According to manager Alan Pardew, Mike Ashley’s vision for Newcastle to become a big club again, is to qualify for the Champions League, but just how soon we can do that without more than a £3M net outlay in the summer, is difficult to contemplate.
Mike Ashley – wants Newcastle in the Champions League – on the cheap
This is what Alan Pardew had told the local press last week during his press conference:
“For Mike Ashley, the finance of the club and the growth of the club is all about the Champions League.”
After Newcastle surprised a lot of people last season, including the fans, and finished in 5th place, we were hoping that the squad could be improved significantly over the summer.
And although the squad is probably better than it was last year at this time, many fans think this was the time to improve the squad significantly, and hopefully allow Newcastle to challenge for a Champions League place this season.
But while we may still do that, it’s going to be very difficult, although an opening may come in the form of the Financial Fair Play rules being introduced by UEFA, and President Michel Platini threatening to ban those clubs from European competition, who do not balance their books.
Football financier Vinay Bedi is a Divisional Director for Brewin Dolphin, the UK’s largest client investment managers, and has been involved in the flotation of a number of football clubs, and he had this to say in the Newcastle Journal today:
“The simple fact is that across Europe it seems to be the clubs that spend the money that do tend to compete in the Champions League.” “The Deloitte survey shows that since the Premier League came into force, the clubs that spend the most money are consistently forming the top four.”
“There’s always exceptions to the rule, and they are the clubs that overachieve.

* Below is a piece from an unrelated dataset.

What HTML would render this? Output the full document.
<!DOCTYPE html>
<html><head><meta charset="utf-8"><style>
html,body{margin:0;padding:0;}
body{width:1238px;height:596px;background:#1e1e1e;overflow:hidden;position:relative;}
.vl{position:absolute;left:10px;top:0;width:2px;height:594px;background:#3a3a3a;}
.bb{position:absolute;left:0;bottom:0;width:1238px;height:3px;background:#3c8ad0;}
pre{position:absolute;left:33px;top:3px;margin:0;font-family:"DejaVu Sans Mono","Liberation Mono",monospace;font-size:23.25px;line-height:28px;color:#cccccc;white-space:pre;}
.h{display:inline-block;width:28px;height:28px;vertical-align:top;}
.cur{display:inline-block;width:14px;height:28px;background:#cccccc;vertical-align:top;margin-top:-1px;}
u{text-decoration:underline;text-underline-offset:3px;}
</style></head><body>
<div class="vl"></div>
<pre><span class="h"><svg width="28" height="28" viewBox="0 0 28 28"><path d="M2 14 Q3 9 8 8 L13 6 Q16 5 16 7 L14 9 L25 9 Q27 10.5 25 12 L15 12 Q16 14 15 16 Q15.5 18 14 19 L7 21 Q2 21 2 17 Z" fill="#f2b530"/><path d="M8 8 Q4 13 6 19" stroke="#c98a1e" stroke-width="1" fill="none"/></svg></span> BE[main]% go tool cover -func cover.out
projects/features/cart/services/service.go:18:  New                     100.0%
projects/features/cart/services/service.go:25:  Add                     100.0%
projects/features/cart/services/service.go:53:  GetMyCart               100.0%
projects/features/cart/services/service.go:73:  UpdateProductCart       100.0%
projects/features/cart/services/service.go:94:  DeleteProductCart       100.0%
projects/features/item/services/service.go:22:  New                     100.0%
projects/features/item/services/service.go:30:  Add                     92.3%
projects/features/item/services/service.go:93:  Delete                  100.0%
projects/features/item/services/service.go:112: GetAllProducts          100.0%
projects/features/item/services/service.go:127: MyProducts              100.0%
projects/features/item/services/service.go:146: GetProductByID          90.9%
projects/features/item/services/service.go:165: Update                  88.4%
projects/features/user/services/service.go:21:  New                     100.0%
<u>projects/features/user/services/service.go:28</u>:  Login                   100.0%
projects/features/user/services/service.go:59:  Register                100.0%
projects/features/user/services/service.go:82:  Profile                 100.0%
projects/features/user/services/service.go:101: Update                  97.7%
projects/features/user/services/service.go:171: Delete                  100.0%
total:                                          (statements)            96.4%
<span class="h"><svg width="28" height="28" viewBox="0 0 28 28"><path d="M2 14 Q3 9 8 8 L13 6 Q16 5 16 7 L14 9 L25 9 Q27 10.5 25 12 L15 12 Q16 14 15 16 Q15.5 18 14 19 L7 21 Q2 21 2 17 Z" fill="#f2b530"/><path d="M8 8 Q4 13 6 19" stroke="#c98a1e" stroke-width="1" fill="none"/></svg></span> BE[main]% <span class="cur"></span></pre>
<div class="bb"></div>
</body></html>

A lot of people believe that Newcastle United did overachieve last season because they weren’t fifth-highest spenders last season in terms of either fees or wages but they managed to beat teams that had spent a lot more.
“The question is whether it is possible for a club to overachieve on such a consistent basis that they can become a part of that top four and so far, you’d have to say that no club has been able to do that in recent years.” “If the players are overachieving they might want to move on to a club that has a more generous spending policy and that may extend to other parts of the club.”

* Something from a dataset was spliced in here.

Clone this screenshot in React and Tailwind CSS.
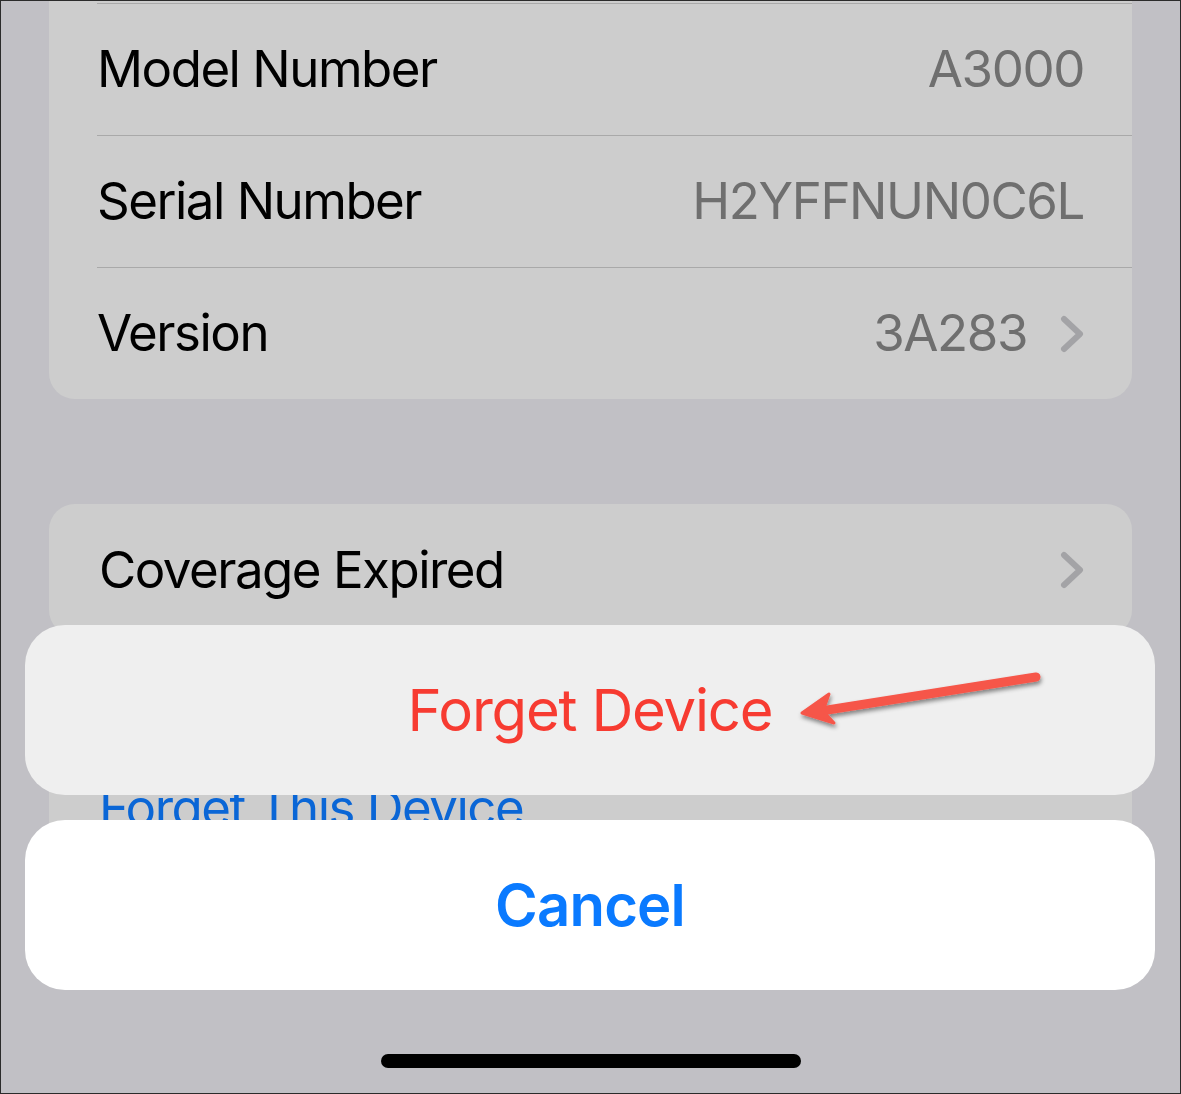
import React from 'react'

const font = { fontFamily: 'Inter, "Noto Sans", sans-serif' }

const Chevron = () => (
  <svg width="24" height="38" viewBox="0 0 24 38" className="shrink-0">
    <polyline
      points="4,4 20,19 4,34"
      fill="none"
      stroke="#a3a3a6"
      strokeWidth="6"
      strokeLinecap="round"
      strokeLinejoin="round"
    />
  </svg>
)

const InfoRow = ({ label, value, chevron }) => (
  <div className="ml-[48px] h-[132px] border-t border-[#a9a9a9] flex items-center justify-between pr-[48px]">
    <span className="text-[51px] text-black tracking-[-1.5px]">{label}</span>
    <div className="flex items-center gap-[33px]">
      {value && <span className="text-[51px] text-[#6f6f6f] tracking-[-1.4px]">{value}</span>}
      {chevron && <Chevron />}
    </div>
  </div>
)

const Arrow = () => (
  <svg className="absolute left-0 top-0 pointer-events-none" width="1181" height="1094">
    <defs>
      <filter id="arrowShadow" x="-10%" y="-50%" width="120%" height="200%">
        <feDropShadow dx="1" dy="3" stdDeviation="2" floodColor="#000" floodOpacity="0.45" />
      </filter>
    </defs>
    <g filter="url(#arrowShadow)" fill="#f6564a" stroke="#f6564a" strokeLinecap="round" strokeLinejoin="round">
      <line x1="1035" y1="676" x2="820" y2="710" strokeWidth="9" />
      <polygon points="801,712 828,693 822,710 833,722" strokeWidth="3" />
    </g>
  </svg>
)

export default function App() {
  return (
    <div
      className="relative w-[1181px] h-[1094px] overflow-hidden bg-[#c1c0c5] border border-[#2b2b2b] flex flex-col"
      style={font}
    >
      {/* device details group, scrolled past its top */}
      <div className="mx-[48px] bg-[#cdcdcd] rounded-b-[26px] pt-[2px] shrink-0">
        <InfoRow label="Model Number" value="A3000" />
        <InfoRow label="Serial Number" value="H2YFFNUN0C6L" />
        <InfoRow label="Version" value="3A283" chevron />
      </div>

      <div className="mt-[105px] mx-[48px] bg-[#cdcdcd] rounded-[26px] h-[132px] flex items-center justify-between pl-[50px] pr-[48px] shrink-0">
        <span className="text-[51px] text-black tracking-[-1.5px]">Coverage Expired</span>
        <Chevron />
      </div>

      <div className="mt-[106px] mx-[48px] bg-[#cdcdcd] rounded-[26px] h-[132px] flex items-center pl-[50px] shrink-0">
        <span className="text-[51px] text-[#0a66d6] tracking-[-1.5px]">Forget This Device</span>
      </div>

      {/* action sheet */}
      <div className="absolute left-[24px] top-[624px] w-[1130px] flex flex-col gap-[25px]">
        <div className="h-[170px] rounded-[40px] bg-[#efefef] flex items-center justify-center">
          <span className="text-[58px] text-[#f73b31] tracking-[-1.2px]">Forget Device</span>
        </div>
        <div className="h-[170px] rounded-[40px] bg-white flex items-center justify-center">
          <span className="text-[58px] font-semibold text-[#0a7aff] tracking-[-0.8px]">Cancel</span>
        </div>
      </div>

      <Arrow />

      {/* home indicator */}
      <div className="absolute left-[380px] top-[1053px] w-[420px] h-[14px] rounded-full bg-black" />
    </div>
  )
}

“Financial Fair Play could change things profoundly, but we need to know more about how UEFA will enforce it. Will they really tell Manchester City that they are banned from the Champions League if they win the Premier League?”
“How long would it take before Manchester City and other elite clubs in Europe set up their own competition if that happens?” “If UEFA are going to be as tough as they say they are, it might open the door for the next tier of clubs and that would give Newcastle, Liverpool and others an opportunity to make the top four.”

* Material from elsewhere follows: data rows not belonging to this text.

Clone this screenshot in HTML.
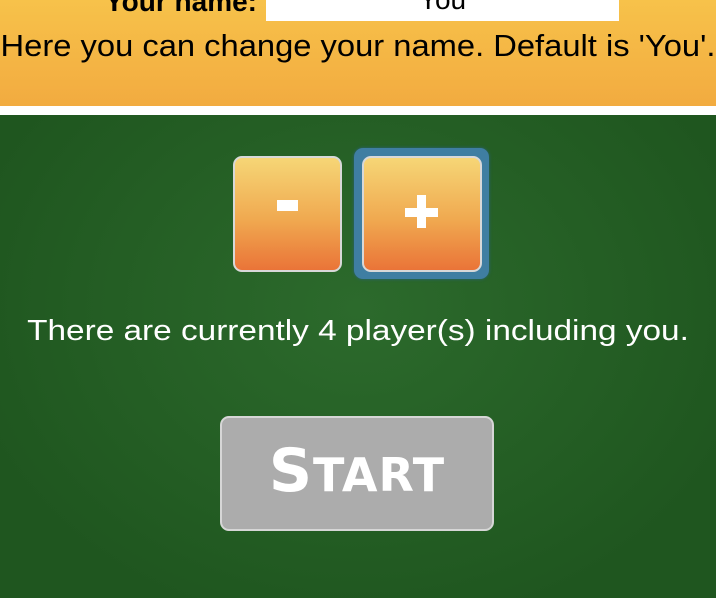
<!DOCTYPE html>
<html><head><style>
html,body{margin:0;padding:0;width:716px;height:598px;overflow:hidden;font-family:"Liberation Sans",sans-serif}
.top{position:absolute;left:0;top:0;width:716px;height:106px;background:linear-gradient(#f7c24a,#f2ab40)}
.gap{position:absolute;left:0;top:106px;width:716px;height:9px;background:#fff}
.green{position:absolute;left:0;top:115px;width:716px;height:483px;background:radial-gradient(ellipse at 50% 40%,#2c6a2c,#1f561f 80%)}
.lbl{position:absolute;right:459px;top:-14px;font-weight:bold;font-size:28px;color:#000}
.inp{position:absolute;left:266px;top:0;width:353px;height:21px;background:#fff;text-align:center;font-size:28px;line-height:0;overflow:hidden}
.help{position:absolute;left:0;width:716px;top:28px;text-align:center;font-size:31px;color:#000;white-space:nowrap;transform:scaleX(1.055)}
.btn{position:absolute;border:2px solid #d8d8d8;border-radius:9px;background:linear-gradient(#f6d676,#f0a950 55%,#ea7438);box-sizing:border-box}
.w{position:absolute;background:#fff}
.ring{position:absolute;left:354px;top:148px;width:135px;height:131px;border-radius:9px;background:#3f7ea2;box-shadow:0 0 3px #2a5f80}
.msg{position:absolute;left:0;width:716px;top:315px;text-align:center;color:#fff;font-size:29px;white-space:nowrap;transform:scaleX(1.15)}
.start{position:absolute;left:220px;top:416px;width:274px;height:115px;border:2px solid #d6d6d6;border-radius:9px;background:#acacac;box-sizing:border-box;color:#fff;font-weight:bold;font-size:60px;text-align:center;line-height:106px;font-family:"DejaVu Sans",sans-serif;letter-spacing:1px}
.start small{font-size:46px}
</style></head><body>
<div class="top">
<div class="lbl">Your name:</div>
<div class="inp">You</div>
<div class="help">Here you can change your name. Default is 'You'.</div>
</div>
<div class="gap"></div>
<div class="green"></div>
<div class="btn" style="left:233px;top:156px;width:109px;height:116px"></div>
<div class="w" style="left:277px;top:200px;width:21px;height:11px"></div>
<div class="ring"></div>
<div class="btn" style="left:362px;top:156px;width:120px;height:116px"></div>
<div class="w" style="left:405px;top:208px;width:33px;height:9px"></div>
<div class="w" style="left:417px;top:195px;width:9px;height:33px"></div>
<div class="msg">There are currently 4 player(s) including you.</div>
<div class="start">S<small>TART</small></div>
</body></html>
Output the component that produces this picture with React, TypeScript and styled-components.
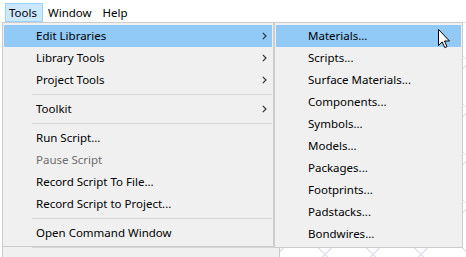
import * as React from 'react';
import styled, { createGlobalStyle } from 'styled-components';

const GlobalStyle = createGlobalStyle`
  html, body {
    margin: 0;
    padding: 0;
    background: #ffffff;
  }
  body {
    font-family: "Segoe UI", "Noto Sans", "Open Sans", sans-serif;
    font-size: 11.5px;
  }
`;

const Root = styled.div`
  position: relative;
  width: 466px;
  height: 257px;
  overflow: hidden;
  display: flex;
  flex-direction: column;
  background: #ffffff;
`;

const MenuBar = styled.div`
  height: 22px;
  flex: none;
  display: flex;
  align-items: flex-start;
  gap: 1px;
  padding: 3px 0 0 5px;
  box-sizing: border-box;
  background: #ffffff;
`;

const MenuBarItem = styled.div<{ $active?: boolean }>`
  height: 19px;
  box-sizing: border-box;
  display: flex;
  align-items: center;
  padding: 0 5px 0 3px;
  border: 1px solid ${(p) => (p.$active ? '#99d1ff' : 'transparent')};
  background: ${(p) => (p.$active ? '#cce8ff' : 'transparent')};
  color: #000000;
  line-height: 1;
`;

const Workspace = styled.div`
  flex: 1;
  display: flex;
  border-top: 1px solid #e3e3e3;
`;

const SidePanel = styled.div`
  position: relative;
  width: 276px;
  margin-left: 2px;
  background: #f0f0f0;
  border-left: 1px solid #c9c9c9;
  border-right: 1px solid #c9c9c9;

  &::after {
    content: '';
    position: absolute;
    left: 29px;
    right: 0;
    top: 224px;
    height: 1px;
    background: #d5d5d5;
  }
`;

const Canvas = styled.div`
  flex: 1;
  background-color: #ffffff;
  background-image:
    repeating-linear-gradient(45deg, transparent 0 33px, #e2e2f2 33px 34px),
    repeating-linear-gradient(-45deg, transparent 0 33px, #e2e2f2 33px 34px);
`;

const Menu = styled.div<{ $left: number; $width: number }>`
  position: absolute;
  top: 22px;
  left: ${(p) => p.$left}px;
  width: ${(p) => p.$width}px;
  box-sizing: border-box;
  padding: 2px 1px;
  background: #f0f0f0;
  border: 1px solid #cccccc;
  display: flex;
  flex-direction: column;
`;

const Item = styled.div<{ $active?: boolean; $disabled?: boolean }>`
  height: 22px;
  box-sizing: border-box;
  display: flex;
  align-items: center;
  padding: 0 5px 2px 32px;
  background: ${(p) => (p.$active ? '#91c9f7' : 'transparent')};
  color: ${(p) => (p.$disabled ? '#6d6d6d' : '#000000')};
  white-space: nowrap;
`;

const Separator = styled.div`
  height: 7px;
  display: flex;
  align-items: center;
  padding-left: 28px;

  &::before {
    content: '';
    flex: 1;
    height: 1px;
    background: #d7d7d7;
  }
`;

const ChevronIcon = styled.svg`
  margin-left: auto;
  margin-top: 2px;
  flex: none;
`;

const Cursor = styled.svg`
  position: absolute;
  left: 437px;
  top: 28px;
`;

function Chevron() {
  return (
    <ChevronIcon width="5" height="8" viewBox="0 0 5 8">
      <path d="M0.8 0.8 L4 4 L0.8 7.2" fill="none" stroke="#333333" strokeWidth="1.2" />
    </ChevronIcon>
  );
}

const mainItems: Array<{ label?: string; sub?: boolean; active?: boolean; disabled?: boolean }> = [
  { label: 'Edit Libraries', sub: true, active: true },
  { label: 'Library Tools', sub: true },
  { label: 'Project Tools', sub: true },
  {},
  { label: 'Toolkit', sub: true },
  {},
  { label: 'Run Script...' },
  { label: 'Pause Script', disabled: true },
  { label: 'Record Script To File...' },
  { label: 'Record Script to Project...' },
  {},
  { label: 'Open Command Window' },
];

const libraryItems = [
  'Materials...',
  'Scripts...',
  'Surface Materials...',
  'Components...',
  'Symbols...',
  'Models...',
  'Packages...',
  'Footprints...',
  'Padstacks...',
  'Bondwires...',
];

export default function App() {
  return (
    <>
      <GlobalStyle />
      <Root>
        <MenuBar>
          <MenuBarItem $active>Tools</MenuBarItem>
          <MenuBarItem>Window</MenuBarItem>
          <MenuBarItem>Help</MenuBarItem>
        </MenuBar>
        <Workspace>
          <SidePanel />
          <Canvas />
        </Workspace>

        <Menu $left={2} $width={272}>
          {mainItems.map((item, i) =>
            item.label ? (
              <Item key={i} $active={item.active} $disabled={item.disabled}>
                {item.label}
                {item.sub && <Chevron />}
              </Item>
            ) : (
              <Separator key={i} />
            )
          )}
        </Menu>

        <Menu $left={274} $width={189}>
          {libraryItems.map((label, i) => (
            <Item key={label} $active={i === 0}>
              {label}
            </Item>
          ))}
        </Menu>

        <Cursor width="13" height="21" viewBox="0 0 13 21">
          <path
            d="M1.5 1.5 V17.5 L5.2 13.9 L7.8 19.6 L10 18.6 L7.5 13 H12.5 Z"
            fill="#ffffff"
            stroke="#000000"
            strokeWidth="1"
            strokeLinejoin="miter"
          />
        </Cursor>
      </Root>
    </>
  );
}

If Manchester City and other clubs are banned from European competition, and they then go off and and form their own league as Vinay Bedi suggests - we far better just give up.
And then the best football teams in Europe will simply be the ones who spend the most money, as Chelsea and Manchester City have proved in England, and QPR and PSG are now trying to prove, after Billionaires bought the clubs over the last year or so.
If that stuff is allowed to continue, and the Financial fair Play rules are not effective, how can we keep competition in football?
Why not just announce that whichever clubs spend the most money will be the most successful – and after all that’s the way it’s been in football recently.
If Swindon Town (to choose this great little club only as an example) had spent as much money as Manchester City have over the last four years - they would probably now be the Premier League Champions.
Not too many people would disagree with that, and that’s one reason the Financial Fair Play Rules are so important – if they fail so might football.